━━━━━ INFORMATION SHOWN ━━━━━

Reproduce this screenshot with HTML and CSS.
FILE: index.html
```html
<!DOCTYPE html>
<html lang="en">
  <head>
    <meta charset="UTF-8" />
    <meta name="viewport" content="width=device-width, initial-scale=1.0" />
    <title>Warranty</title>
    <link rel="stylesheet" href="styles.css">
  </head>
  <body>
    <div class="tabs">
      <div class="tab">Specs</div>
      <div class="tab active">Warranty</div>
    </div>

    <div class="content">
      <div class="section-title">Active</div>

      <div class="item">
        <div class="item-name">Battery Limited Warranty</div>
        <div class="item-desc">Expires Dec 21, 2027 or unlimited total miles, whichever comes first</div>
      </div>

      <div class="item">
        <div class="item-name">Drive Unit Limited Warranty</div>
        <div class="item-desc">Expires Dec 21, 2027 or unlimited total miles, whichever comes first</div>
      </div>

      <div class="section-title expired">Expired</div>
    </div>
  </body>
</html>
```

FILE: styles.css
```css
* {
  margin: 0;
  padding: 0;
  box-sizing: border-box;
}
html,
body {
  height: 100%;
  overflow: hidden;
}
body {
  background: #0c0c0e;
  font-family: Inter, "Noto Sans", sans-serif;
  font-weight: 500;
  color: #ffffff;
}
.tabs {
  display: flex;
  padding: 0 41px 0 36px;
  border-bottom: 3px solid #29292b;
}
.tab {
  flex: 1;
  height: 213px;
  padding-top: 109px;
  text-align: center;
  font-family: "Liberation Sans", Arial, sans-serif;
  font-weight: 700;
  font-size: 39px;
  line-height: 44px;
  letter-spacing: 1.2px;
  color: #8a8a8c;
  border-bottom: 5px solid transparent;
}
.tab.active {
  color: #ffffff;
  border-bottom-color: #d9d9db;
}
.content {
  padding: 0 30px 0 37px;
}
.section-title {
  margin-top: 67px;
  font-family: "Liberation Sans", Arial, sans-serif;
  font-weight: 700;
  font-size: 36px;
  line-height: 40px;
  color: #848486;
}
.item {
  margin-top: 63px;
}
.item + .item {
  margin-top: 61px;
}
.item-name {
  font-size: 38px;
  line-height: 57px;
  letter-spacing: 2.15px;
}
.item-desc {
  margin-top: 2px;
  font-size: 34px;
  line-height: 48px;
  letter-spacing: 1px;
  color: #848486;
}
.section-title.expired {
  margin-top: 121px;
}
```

━━━━━

Take the lines above and retype all of them exactly.

Reproduce this screenshot with HTML and CSS.
FILE: index.html
```html
<!DOCTYPE html>
<html lang="en">
  <head>
    <meta charset="UTF-8" />
    <meta name="viewport" content="width=device-width, initial-scale=1.0" />
    <title>Warranty</title>
    <link rel="stylesheet" href="styles.css">
  </head>
  <body>
    <div class="tabs">
      <div class="tab">Specs</div>
      <div class="tab active">Warranty</div>
    </div>

    <div class="content">
      <div class="section-title">Active</div>

      <div class="item">
        <div class="item-name">Battery Limited Warranty</div>
        <div class="item-desc">Expires Dec 21, 2027 or unlimited total miles, whichever comes first</div>
      </div>

      <div class="item">
        <div class="item-name">Drive Unit Limited Warranty</div>
        <div class="item-desc">Expires Dec 21, 2027 or unlimited total miles, whichever comes first</div>
      </div>

      <div class="section-title expired">Expired</div>
    </div>
  </body>
</html>
```

FILE: styles.css
```css
* {
  margin: 0;
  padding: 0;
  box-sizing: border-box;
}
html,
body {
  height: 100%;
  overflow: hidden;
}
body {
  background: #0c0c0e;
  font-family: Inter, "Noto Sans", sans-serif;
  font-weight: 500;
  color: #ffffff;
}
.tabs {
  display: flex;
  padding: 0 41px 0 36px;
  border-bottom: 3px solid #29292b;
}
.tab {
  flex: 1;
  height: 213px;
  padding-top: 109px;
  text-align: center;
  font-family: "Liberation Sans", Arial, sans-serif;
  font-weight: 700;
  font-size: 39px;
  line-height: 44px;
  letter-spacing: 1.2px;
  color: #8a8a8c;
  border-bottom: 5px solid transparent;
}
.tab.active {
  color: #ffffff;
  border-bottom-color: #d9d9db;
}
.content {
  padding: 0 30px 0 37px;
}
.section-title {
  margin-top: 67px;
  font-family: "Liberation Sans", Arial, sans-serif;
  font-weight: 700;
  font-size: 36px;
  line-height: 40px;
  color: #848486;
}
.item {
  margin-top: 63px;
}
.item + .item {
  margin-top: 61px;
}
.item-name {
  font-size: 38px;
  line-height: 57px;
  letter-spacing: 2.15px;
}
.item-desc {
  margin-top: 2px;
  font-size: 34px;
  line-height: 48px;
  letter-spacing: 1px;
  color: #848486;
}
.section-title.expired {
  margin-top: 121px;
}
```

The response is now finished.